No es la primera vez que insistimos en el concepto de velocidad en estas líneas. Velocidad de producción y de consumo. Y con ello el consiguiente fenómeno del empobrecimiento de contenidos sujetos a la presión de una demanda a satisfacer. ¿El final del proceso? El único posible, el agotamiento de fórmulas y géneros que acaban por ser poco más que una moda pasajera. Justo esto es lo que está ya sucediendo con el ‹True Crime›, un subgénero muy goloso en cuanto a las posibilidades ilimitadas de contenido que ofrece (los crímenes no dejan de sucederse) y de la existencia de una audiencia siempre ávida de morbo o con un interés legítimo en comprender los mecanismos psicológicos del crimen o la historia tras de ellos.
Bruno Reidal, a su modo, vendría a ser el contrapunto a todo ello. Una especie de ‹True Crime› de época que se articula como una reconstrucción de hechos vía memorias médicas. Sin embargo, el film de Vincent Le Port se aleja meridianamente de las tendencias actuales. Casi como si su marco histórico lo demandara, el film se construye desde el reposo, desde la explicación meditabunda, casi susurrada, lo que no es óbice para exponerse de forma árida, seca y cruel.

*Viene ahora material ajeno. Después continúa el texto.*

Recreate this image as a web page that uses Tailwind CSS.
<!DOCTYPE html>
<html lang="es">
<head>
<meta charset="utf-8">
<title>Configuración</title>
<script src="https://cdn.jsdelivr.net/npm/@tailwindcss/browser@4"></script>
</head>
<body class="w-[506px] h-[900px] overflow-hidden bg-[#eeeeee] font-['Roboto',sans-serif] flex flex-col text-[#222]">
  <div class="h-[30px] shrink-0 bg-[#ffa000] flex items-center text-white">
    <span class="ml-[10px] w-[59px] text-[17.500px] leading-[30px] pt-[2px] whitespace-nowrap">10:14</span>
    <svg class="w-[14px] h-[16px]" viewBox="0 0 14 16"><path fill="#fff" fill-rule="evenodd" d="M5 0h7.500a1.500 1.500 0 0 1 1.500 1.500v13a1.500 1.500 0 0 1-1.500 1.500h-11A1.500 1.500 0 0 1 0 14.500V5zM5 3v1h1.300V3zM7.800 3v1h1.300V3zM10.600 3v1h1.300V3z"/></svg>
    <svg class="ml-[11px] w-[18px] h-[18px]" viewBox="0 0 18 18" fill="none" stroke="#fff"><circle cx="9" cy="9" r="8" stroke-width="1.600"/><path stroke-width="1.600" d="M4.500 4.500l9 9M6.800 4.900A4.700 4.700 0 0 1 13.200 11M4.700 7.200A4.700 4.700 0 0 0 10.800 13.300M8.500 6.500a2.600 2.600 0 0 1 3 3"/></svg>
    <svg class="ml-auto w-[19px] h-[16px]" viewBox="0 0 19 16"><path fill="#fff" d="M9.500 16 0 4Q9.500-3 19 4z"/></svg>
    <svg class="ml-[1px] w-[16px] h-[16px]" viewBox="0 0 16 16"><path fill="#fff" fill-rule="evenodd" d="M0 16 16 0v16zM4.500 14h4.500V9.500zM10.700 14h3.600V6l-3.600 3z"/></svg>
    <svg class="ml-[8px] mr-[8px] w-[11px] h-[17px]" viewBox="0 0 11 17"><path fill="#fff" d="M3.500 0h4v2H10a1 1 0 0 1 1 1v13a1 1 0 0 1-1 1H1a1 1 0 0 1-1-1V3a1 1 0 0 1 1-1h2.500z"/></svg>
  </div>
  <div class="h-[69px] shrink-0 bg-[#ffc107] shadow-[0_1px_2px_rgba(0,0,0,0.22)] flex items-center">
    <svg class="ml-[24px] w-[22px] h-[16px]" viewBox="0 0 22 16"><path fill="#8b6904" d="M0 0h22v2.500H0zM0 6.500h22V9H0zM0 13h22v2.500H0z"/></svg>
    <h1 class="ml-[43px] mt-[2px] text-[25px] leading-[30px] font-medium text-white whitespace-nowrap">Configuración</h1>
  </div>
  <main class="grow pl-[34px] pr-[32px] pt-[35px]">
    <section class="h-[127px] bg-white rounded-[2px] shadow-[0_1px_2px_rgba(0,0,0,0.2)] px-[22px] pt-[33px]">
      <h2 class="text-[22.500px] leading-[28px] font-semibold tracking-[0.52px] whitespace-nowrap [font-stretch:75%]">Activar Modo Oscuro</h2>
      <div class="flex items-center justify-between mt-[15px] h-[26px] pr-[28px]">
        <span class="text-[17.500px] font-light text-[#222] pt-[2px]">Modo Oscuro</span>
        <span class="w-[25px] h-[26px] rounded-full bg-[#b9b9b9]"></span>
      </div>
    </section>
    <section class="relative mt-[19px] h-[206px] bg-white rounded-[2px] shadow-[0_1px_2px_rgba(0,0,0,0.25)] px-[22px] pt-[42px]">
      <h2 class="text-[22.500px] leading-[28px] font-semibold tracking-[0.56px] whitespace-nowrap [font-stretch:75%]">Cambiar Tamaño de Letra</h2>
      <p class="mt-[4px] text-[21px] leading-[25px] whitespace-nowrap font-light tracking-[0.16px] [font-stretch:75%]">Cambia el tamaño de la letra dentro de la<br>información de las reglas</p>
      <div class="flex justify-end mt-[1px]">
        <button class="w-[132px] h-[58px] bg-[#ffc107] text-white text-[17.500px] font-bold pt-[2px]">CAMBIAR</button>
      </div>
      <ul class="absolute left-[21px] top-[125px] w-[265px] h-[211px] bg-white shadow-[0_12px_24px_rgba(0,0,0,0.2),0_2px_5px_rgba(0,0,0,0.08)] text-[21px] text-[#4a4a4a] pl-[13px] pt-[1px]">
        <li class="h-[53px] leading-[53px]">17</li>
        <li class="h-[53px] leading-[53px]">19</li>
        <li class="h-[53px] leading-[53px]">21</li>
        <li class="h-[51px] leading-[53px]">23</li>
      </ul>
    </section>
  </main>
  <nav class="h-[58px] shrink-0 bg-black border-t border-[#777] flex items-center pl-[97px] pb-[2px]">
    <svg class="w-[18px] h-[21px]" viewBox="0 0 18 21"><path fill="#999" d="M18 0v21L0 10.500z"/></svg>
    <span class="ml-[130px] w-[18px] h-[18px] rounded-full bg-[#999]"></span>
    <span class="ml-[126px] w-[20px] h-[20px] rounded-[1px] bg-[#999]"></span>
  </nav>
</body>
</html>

El crimen, la vida del asesino, no nos llega por interferencia de terceros o de testigos que pudieran (o no) modificar los hechos. La versión ofrecida es la voz del perpetrador, una explicación unívoca solamente puntuada por las preguntadores de sus interrogadores médicos que, de alguna manera, actúan casi como unos proto-investigadores de la mente del asesino cuando ni conocía esta disciplina.
A través de la voz de Reidal conocemos no solo los hechos criminales sino todo el proceso que puede llevar a él. Pero no se trata solo de la mente del sujeto, no. Aunque si bien es cierto que algo hay de estudio de la personalidad, no es menos cierto que, a través de ella, también conocemos el contexto, las circunstancias, el ambiente por así decirlo, de un lugar y una época. Es a través de la quietud, bordeando lo religioso (que también desempeña un tema central), de su puesta en escena que entendemos cómo, al igual que el protagonista, hay una violencia contenida en cada momento, en cada lugar, en cada situación. Lo que se entendía por normalidad es una amenaza, una bomba a punto de explotar. Explotación, miseria, taras familiares, genética, represión sexual y religiosidad se unen en un cóctel que trasciende al individuo y se convierte en un elemento supurante en toda la sociedad.

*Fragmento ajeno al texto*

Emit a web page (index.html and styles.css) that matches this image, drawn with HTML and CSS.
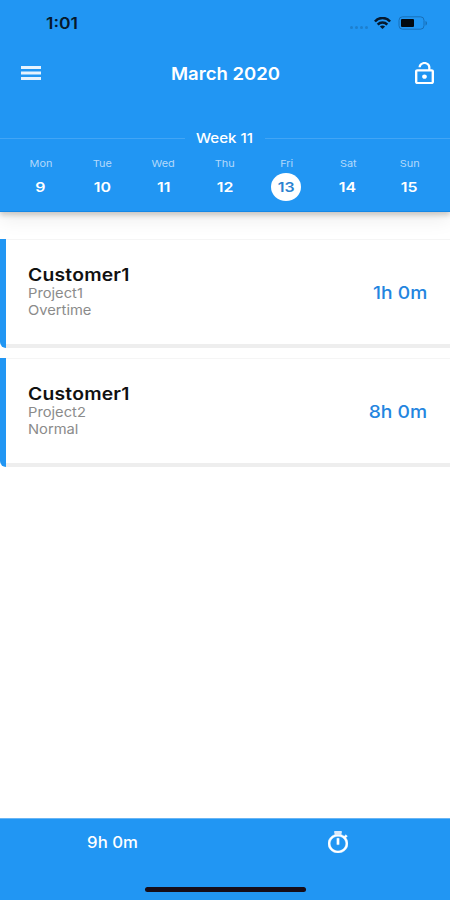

No es la intención de Le Port el convertir a Bruno Reidal en una víctima, en absoluto. Pero el detalle obsesivo con el que nos transmite su narración sí nos permite conocer sus complejidades, la esencia del asunto. Quizás esta obsesión por el análisis repercute negativamente en un desarrollo a veces demasiado reiterativo y subrayado, al igual que la sequedad, el planteamiento y la estética deriva por momentos en una planicie formal algo televisiva. Aun así, Bruno Reidal es un film a tener en consideración, ni que sea por su voluntad, mayormente conseguida, de nadar a contracorriente de la tendencia actual.